• edwardwill (9/29/2014)


    Hugo Kornelis (9/26/2014)


    ... my personal coding standard is to always use aliases for all tables in queries that use two or more tables, but use no alias in single-query tables - so for those queries I have to manually remove the alias that SQL Prompt adds.

    I'm interested to know how or why you came up with this coding standard (I did my degree dissertation on coding standards). My coding standard is never to alias tables (at least not in databases that I designed, because I use descriptive, self-commenting table names) unless it's absolutely essential (where a table needs to be referenced more than once in a query).

    Others have already responded, but you asked me directly so I'll answer directly.

    In most real databases, table names tend to get long. (The alternative is that they get cryptic, which is even worse). Repeating the table name a zillion times in each query makes the code unnecessary hard to read. Plus I also notice that people tend to only include table names when needed when the table names are long, and are much more inclined to always include the alias when it's a short code.

    The alias should always be a mneomonic. When possible, I try to use the same mnemonic for each table every time I alias it. So I choose my mnemonics to not clash on tables that are frequently used in the same query.

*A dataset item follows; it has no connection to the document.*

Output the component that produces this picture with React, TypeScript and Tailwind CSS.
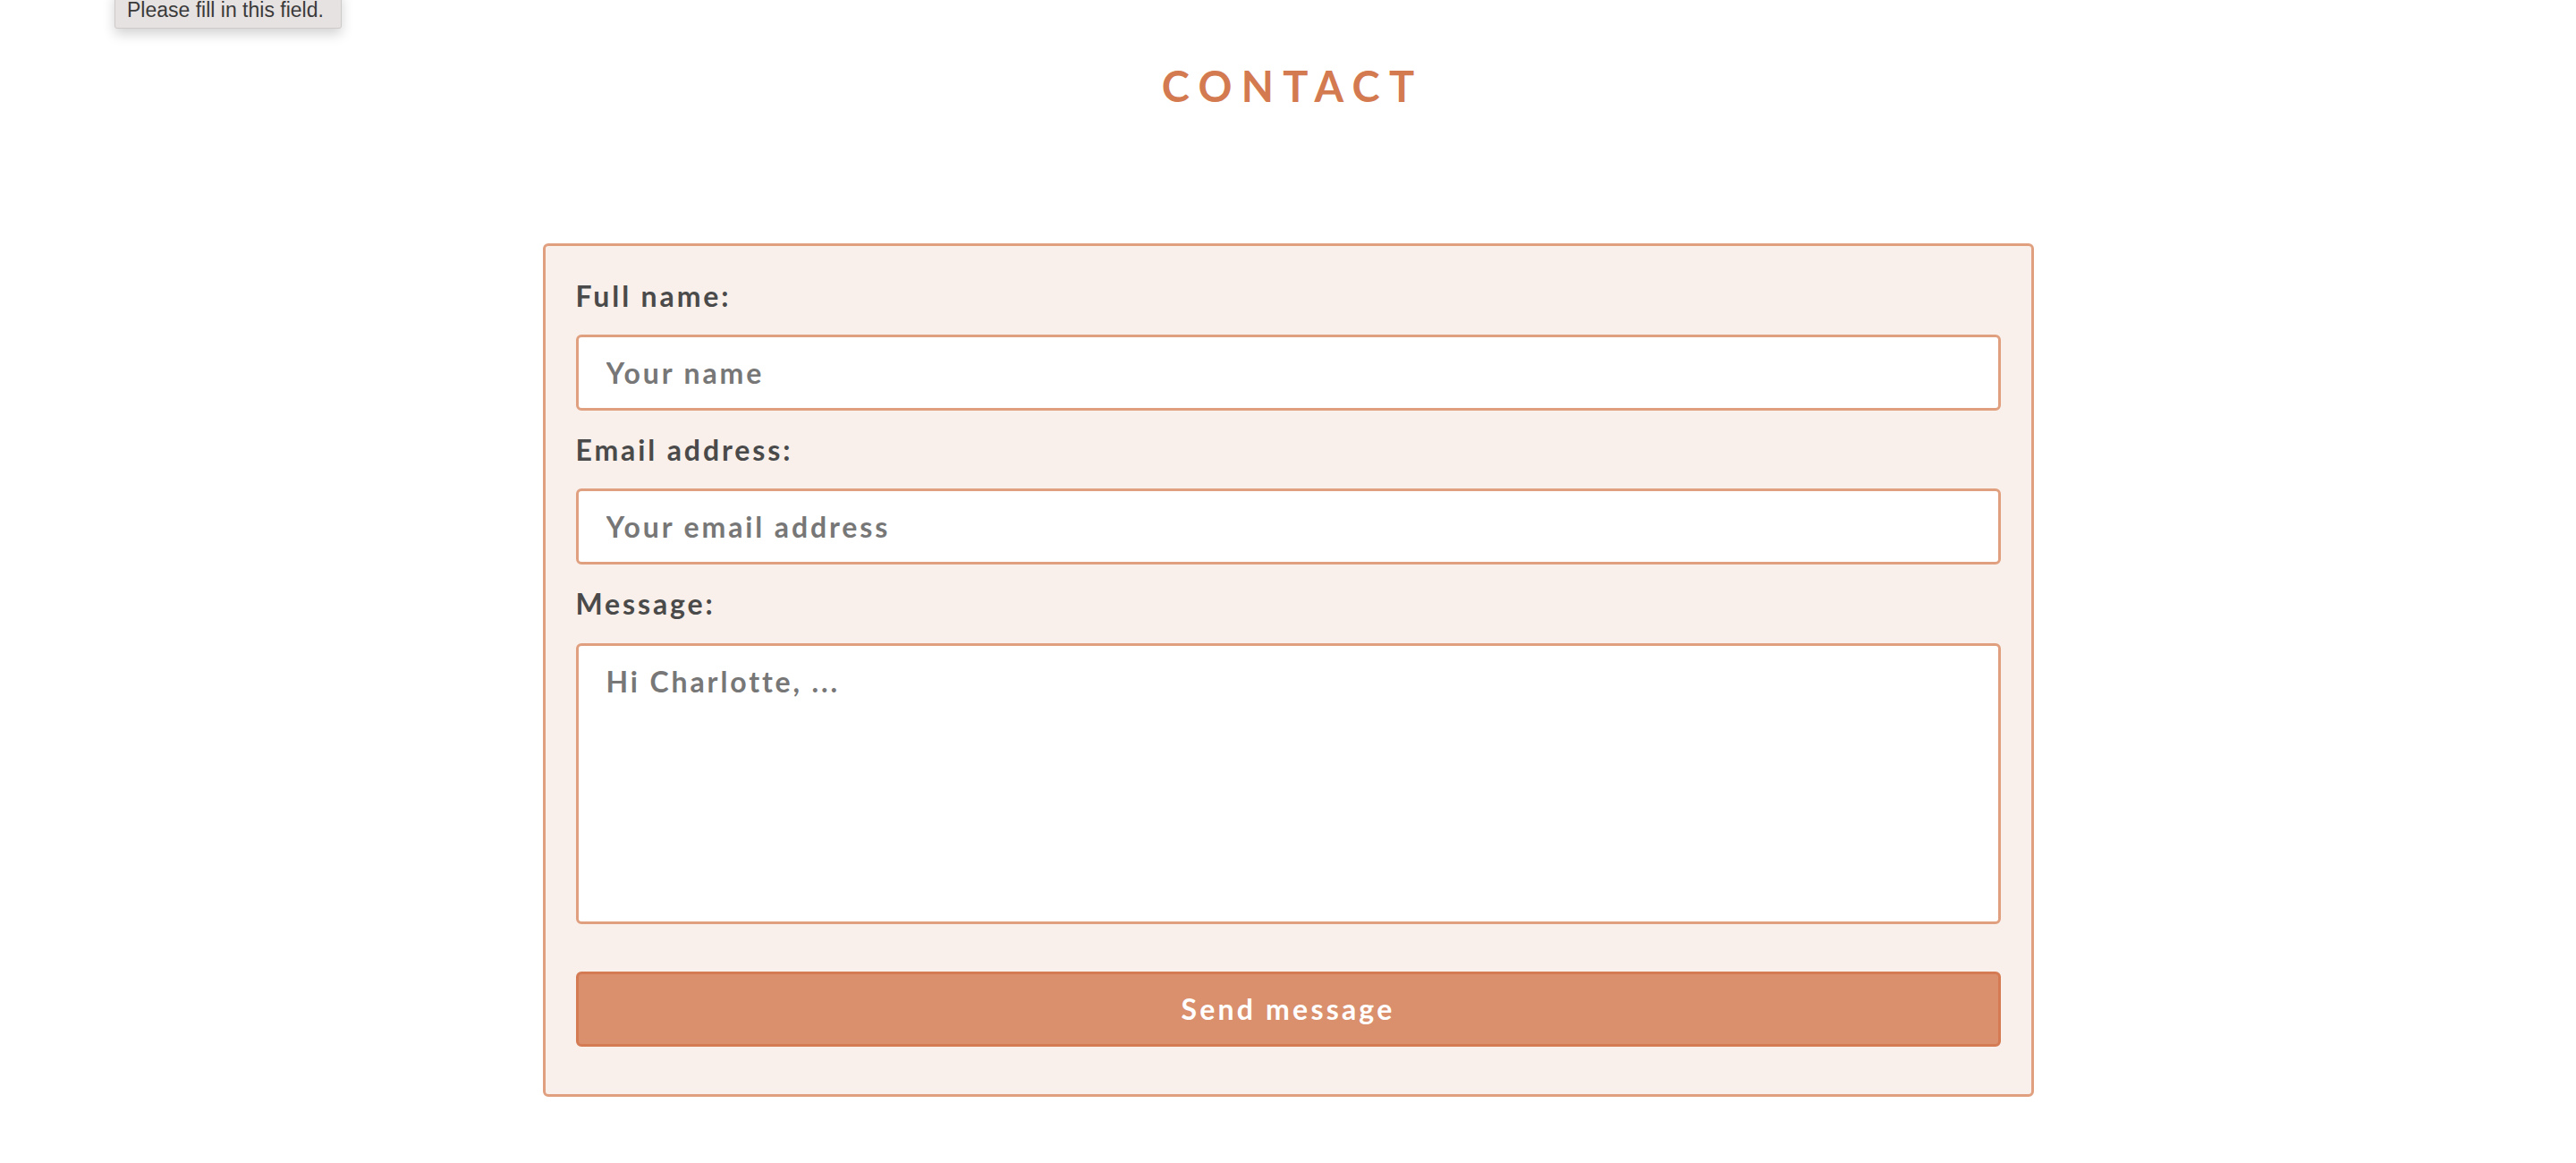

Rarely, I do have a clash, when two tables that normally are part of disparate areas of the system suddenly do have to appear in the same query - in that case I will add a distinguishing (and again mnemonic) letter to either or both tables.

    Or the short version: I consider code that uses short, mnemonic aliases and that qualifies every column with that alias to be more readable than code that qualifies columns with full table names, or that does not qualify (all) columns.